Exercise directions |
Copy, exactly and only, the lines from the one with "Rebuild this screenshot as a component, using" up to and including the one with "border-t-[#d5d5d5] border-l-[#d5d5d5] border-r-[#808080]", leaving pictures out.
* Start Input data *
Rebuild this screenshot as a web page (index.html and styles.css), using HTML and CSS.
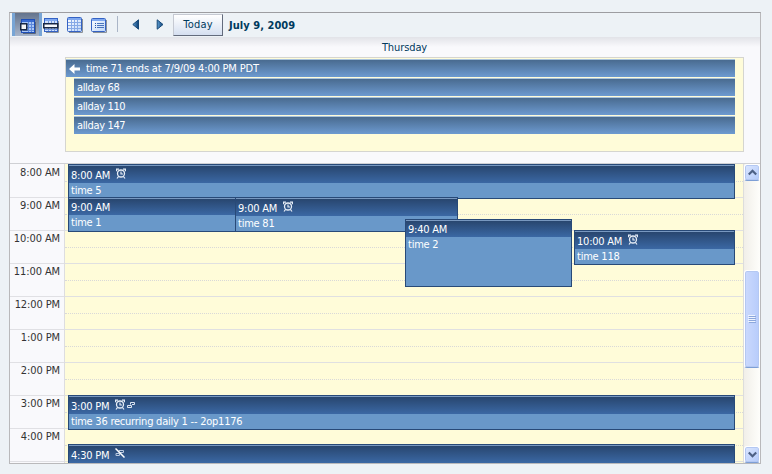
* End Input data *
* Start Input data *
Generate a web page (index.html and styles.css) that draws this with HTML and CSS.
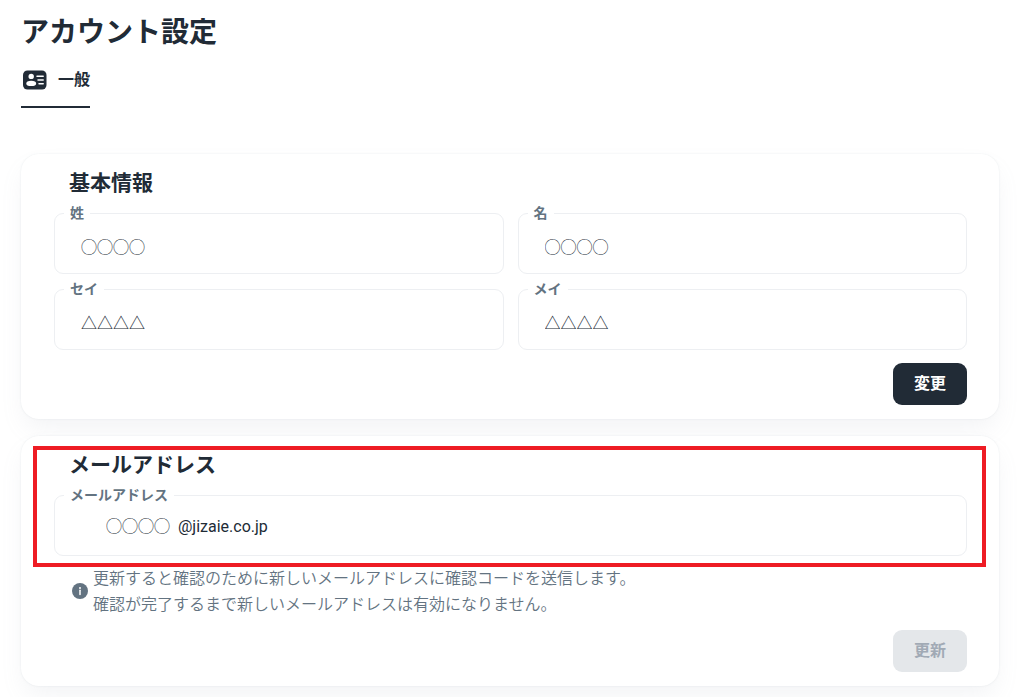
* End Input data *
* Start Input data *
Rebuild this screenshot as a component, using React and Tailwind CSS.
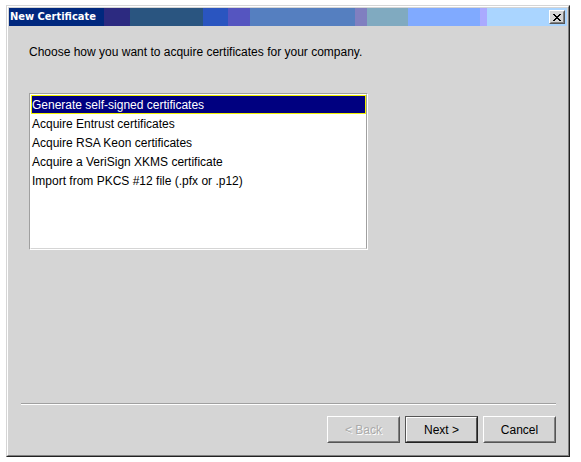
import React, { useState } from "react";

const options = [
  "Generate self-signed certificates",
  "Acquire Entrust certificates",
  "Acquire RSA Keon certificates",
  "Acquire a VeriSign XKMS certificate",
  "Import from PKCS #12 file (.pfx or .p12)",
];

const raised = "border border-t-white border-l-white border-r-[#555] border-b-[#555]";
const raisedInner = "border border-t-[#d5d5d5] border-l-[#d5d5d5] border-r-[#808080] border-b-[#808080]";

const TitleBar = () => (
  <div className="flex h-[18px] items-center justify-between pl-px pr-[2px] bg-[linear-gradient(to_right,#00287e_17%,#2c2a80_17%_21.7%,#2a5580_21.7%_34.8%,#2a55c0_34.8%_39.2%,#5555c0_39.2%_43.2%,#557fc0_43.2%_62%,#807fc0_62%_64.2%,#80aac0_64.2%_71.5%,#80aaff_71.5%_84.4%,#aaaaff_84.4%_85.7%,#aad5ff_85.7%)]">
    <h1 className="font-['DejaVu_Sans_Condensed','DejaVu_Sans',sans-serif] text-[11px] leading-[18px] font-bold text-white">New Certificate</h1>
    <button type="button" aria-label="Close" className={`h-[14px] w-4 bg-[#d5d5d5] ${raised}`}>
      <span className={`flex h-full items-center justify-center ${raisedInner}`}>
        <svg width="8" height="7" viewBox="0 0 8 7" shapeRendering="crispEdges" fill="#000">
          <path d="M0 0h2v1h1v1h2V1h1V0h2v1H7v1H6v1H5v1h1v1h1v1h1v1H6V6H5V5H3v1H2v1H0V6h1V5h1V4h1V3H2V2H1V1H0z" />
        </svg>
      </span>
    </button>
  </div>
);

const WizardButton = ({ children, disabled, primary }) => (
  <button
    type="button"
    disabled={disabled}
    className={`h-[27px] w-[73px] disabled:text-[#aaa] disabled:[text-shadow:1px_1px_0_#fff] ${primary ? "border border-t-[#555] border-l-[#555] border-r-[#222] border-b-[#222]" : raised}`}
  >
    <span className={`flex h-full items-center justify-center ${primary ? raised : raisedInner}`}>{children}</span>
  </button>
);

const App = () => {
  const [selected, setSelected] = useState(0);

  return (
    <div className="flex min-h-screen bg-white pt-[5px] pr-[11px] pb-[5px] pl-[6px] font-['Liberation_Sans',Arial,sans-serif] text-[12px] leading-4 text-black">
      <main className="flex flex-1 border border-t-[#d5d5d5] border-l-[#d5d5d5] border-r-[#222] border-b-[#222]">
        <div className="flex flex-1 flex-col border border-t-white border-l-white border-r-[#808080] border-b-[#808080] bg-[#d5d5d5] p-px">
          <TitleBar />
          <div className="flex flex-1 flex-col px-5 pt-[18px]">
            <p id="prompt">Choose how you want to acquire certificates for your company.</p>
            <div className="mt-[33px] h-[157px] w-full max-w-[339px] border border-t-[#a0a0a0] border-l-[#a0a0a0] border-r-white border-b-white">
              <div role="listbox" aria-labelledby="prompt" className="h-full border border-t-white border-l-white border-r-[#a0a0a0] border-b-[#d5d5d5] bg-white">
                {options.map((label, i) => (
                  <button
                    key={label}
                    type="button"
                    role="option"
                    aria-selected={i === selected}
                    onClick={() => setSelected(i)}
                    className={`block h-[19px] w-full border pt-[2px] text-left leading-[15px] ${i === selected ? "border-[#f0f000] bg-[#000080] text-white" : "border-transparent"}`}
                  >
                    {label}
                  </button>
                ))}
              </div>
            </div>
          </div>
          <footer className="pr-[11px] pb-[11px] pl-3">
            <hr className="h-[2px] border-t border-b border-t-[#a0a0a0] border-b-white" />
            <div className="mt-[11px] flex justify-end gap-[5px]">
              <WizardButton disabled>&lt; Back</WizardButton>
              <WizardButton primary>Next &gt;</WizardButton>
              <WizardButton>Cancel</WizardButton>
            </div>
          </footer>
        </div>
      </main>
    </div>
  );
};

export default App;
* End Input data *
Reply |
Rebuild this screenshot as a component, using React and Tailwind CSS.
import React, { useState } from "react";

const options = [
  "Generate self-signed certificates",
  "Acquire Entrust certificates",
  "Acquire RSA Keon certificates",
  "Acquire a VeriSign XKMS certificate",
  "Import from PKCS #12 file (.pfx or .p12)",
];

const raised = "border border-t-white border-l-white border-r-[#555] border-b-[#555]";
const raisedInner = "border border-t-[#d5d5d5] border-l-[#d5d5d5] border-r-[#808080] border-b-[#808080]";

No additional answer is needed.